A Remarkable Effect of C-O-C Bond Angle Strain on the Regioselective Double Nucleophilic Substitution of the Acetal Group of Tetraacetal Tetraoxa-Cages and a Novel Hydride Rearrangement of Tetraoxa-Cages.

Abstract

A remarkable effect of C-O-C bond angle strain on the regioselective double nucleophilic substitution of the acetal group of tetraacetal tetraoxa-cages and a novel regioselective and stereoselective hydride rearrangement of tetraoxa-cages are reported. Reaction of the tetraacetal tetraoxa-cages 1 with 3 equiv of triethylsilane (at -78 degrees C), cyanotrimethylsilane (at 25 degrees C), and allyltrimethylsilane (at -78 degrees C) in dichloromethane in the presence of TiCl(4) gave the double nucleophilic substitution products 2, 6, and 7 in 85-90% yields, respectively. No detectable amount of other regioisomers was obtained. Reaction of 1a with (methylthio)trimethylsilane and (phenylthio)trimethylsilane in dichloromethane in the presence of TiCl(4) at -78 degrees C gave the symmetric products 10a,b and the unsymmetric products 11a,b in ratios of 8-10:1. The stereochemistry of the symmetric substitution products was proven by X-ray analysis of the crystalline compound 10a.
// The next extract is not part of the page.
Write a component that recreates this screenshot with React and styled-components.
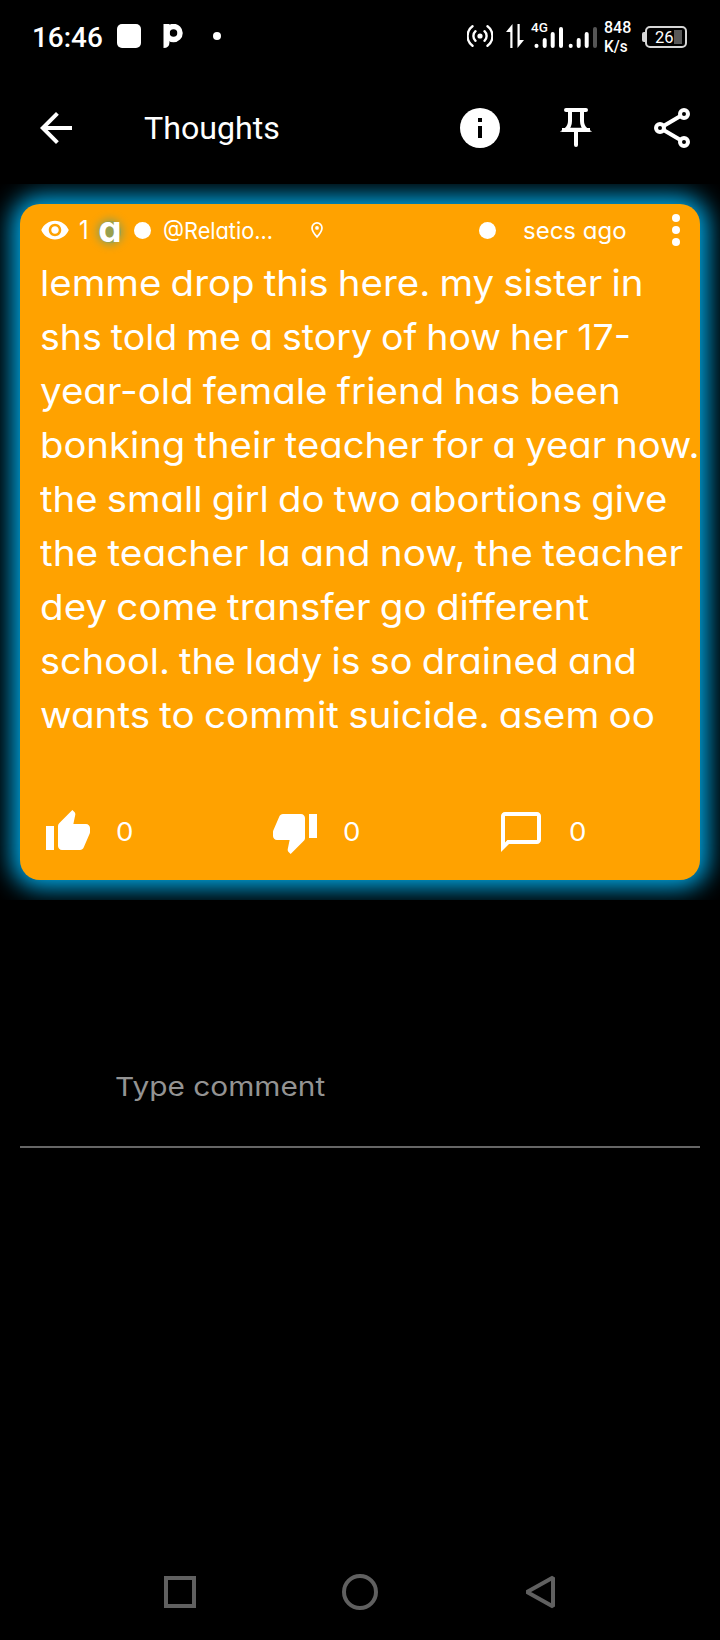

The mechanism of the double nucleophilic substitution of the tetraoxa-cages 1 are discussed. Treatment of the tetraoxa-cages 1a,c and 22a-c with 2 equiv of TiCl(4) or MeSO(3)H in dichloromethane at 25 degrees C for 3 h regioselectively and stereoselectively gave the novel hydride rearrangement products 16a,b and 23a-c respectively. No detectable amount of other regioisomers was observed. The stereochemistry of the hydride rearrangement was proven by DIBAL-H reduction of 16 and 23 and X-ray analysis of the reduction product 24a. We attribute the high regioselectivity of the double nucleophilic substitution and the hydride rearrangement of the tetraoxa-cages 1 to the bond angle strain of the unusually large bond angle of C(3)-O(4)-C(5) of the tetraoxa-cages.